There is nothing at all resembling conventional politics in The Day of the Locust, but it is child’s play to apply West’s vision of The Disappointed to the rioters at the Capitol. They too have been fed a four-year (and longer) diet of mendacity and florid unreality. They too know at some level that they are being cheated but lack the wit to perceive the true reasons for and the real perpetrators of the swindle. They seethe with anger and require only the right setting and circumstances to erupt into uncontrolled violence.

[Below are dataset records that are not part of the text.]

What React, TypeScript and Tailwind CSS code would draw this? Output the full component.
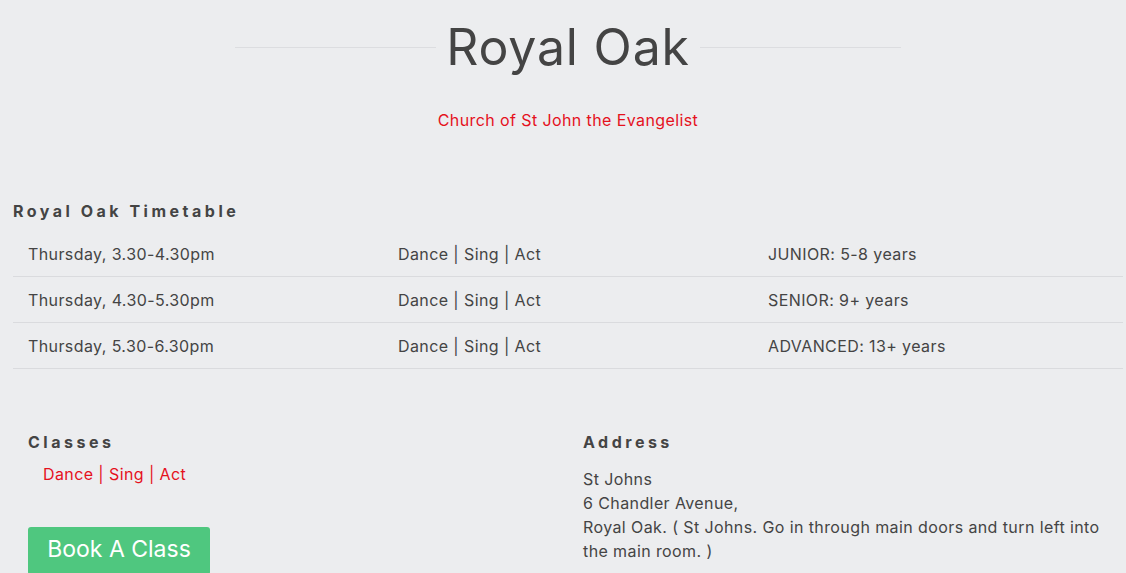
const rows = [
  { time: "Thursday, 3.30-4.30pm", classes: "Dance | Sing | Act", age: "JUNIOR: 5-8 years" },
  { time: "Thursday, 4.30-5.30pm", classes: "Dance | Sing | Act", age: "SENIOR: 9+ years" },
  { time: "Thursday, 5.30-6.30pm", classes: "Dance | Sing | Act", age: "ADVANCED: 13+ years" },
];

const font = { fontFamily: "Inter, 'Noto Sans', sans-serif" };

export default function App() {
  return (
    <div className="min-h-[573px] w-full bg-[#ecedef] text-[#444444]" style={font}>
      <div className="ml-[13px] w-[1110px]">
        {/* heading */}
        <div className="flex justify-center pt-[12px]">
          <div className="flex w-[666px] items-center gap-[10px]">
            <div className="h-px flex-1 bg-[#dcdde0]" />
            <h1 className="text-[50px] font-normal leading-[70px] tracking-[0.8px] text-[#444444]">Royal Oak</h1>
            <div className="h-px flex-1 bg-[#dcdde0]" />
          </div>
        </div>
        <p className="mt-[26px] text-center text-[16px] leading-[24px] tracking-[0.4px] text-[#e5111d]">
          Church of St John the Evangelist
        </p>

        {/* timetable */}
        <h3 className="mt-[67px] text-[16px] font-bold leading-[24px] tracking-[3.5px] text-[#444444]">
          Royal Oak Timetable
        </h3>
        <div className="mt-[8px]">
          {rows.map((r) => (
            <div
              key={r.time}
              className="grid h-[46px] grid-cols-3 items-center border-b border-[#dadbde] text-[16px] tracking-[0.4px]"
            >
              <div className="px-[15px]">{r.time}</div>
              <div className="px-[15px]">{r.classes}</div>
              <div className="px-[15px]">{r.age}</div>
            </div>
          ))}
        </div>

        {/* info */}
        <div className="mt-[61px] grid grid-cols-2">
          <div className="px-[15px]">
            <h4 className="text-[16px] font-bold leading-[24px] tracking-[3.5px]">Classes</h4>
            <p className="mt-[8px] pl-[15px] text-[16px] leading-[24px] tracking-[0.4px] text-[#e5111d]">
              Dance | Sing | Act
            </p>
            <button className="mt-[41px] flex h-[48px] w-[182px] items-start justify-center rounded-[3px] bg-[#4fc77f] pt-[7px] text-[23px] leading-[30px] text-white">
              Book A Class
            </button>
          </div>
          <div className="px-[15px]">
            <h4 className="text-[16px] font-bold leading-[24px] tracking-[3.5px]">Address</h4>
            <p className="mt-[13px] text-[16px] leading-[24px] tracking-[0.4px]">
              St Johns
              <br />
              6 Chandler Avenue,
              <br />
              Royal Oak. ( St Johns. Go in through main doors and turn left into the main room. )
            </p>
          </div>
        </div>
      </div>
    </div>
  );
}
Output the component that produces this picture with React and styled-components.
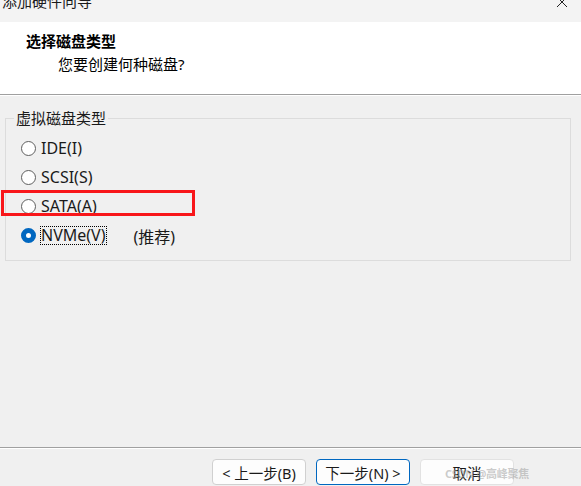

On that horrible day of January 6, we watched a volcanic hellmouth open into a moronic inferno (in Saul Bellow’s phrase) that many of us refused to believe was really there all along, just waiting for a shrewd scoundrel like Donald Trump to inflame and exploit. We were all served a naked lunch, in a far from frozen moment when we truly saw what was on the end of every fork. What happens now is far from clear. Certainly, it is time for us all to retire the tired phrases “the American Dream” (who are we kidding?), “This is not who we are” (sorry, it is, and it has been us for centuries), and “The arc of the moral universe bends toward justice” (a lovely phrase of profoundly questionable truth value). Such slogans cloud the mind and sap the resolve. “Exterminate all the brutes” might be more to the point.
As the past four years have demonstrated, there are tendencies in American life that, if not battled against by people of goodwill and common sense, will bring American democracy to an end. Unless we learn the baleful lessons to be gleaned from visionary pessimists like Robert Stone and Nathanael West, we will remain in peril.
Until then, the future belongs to crowds.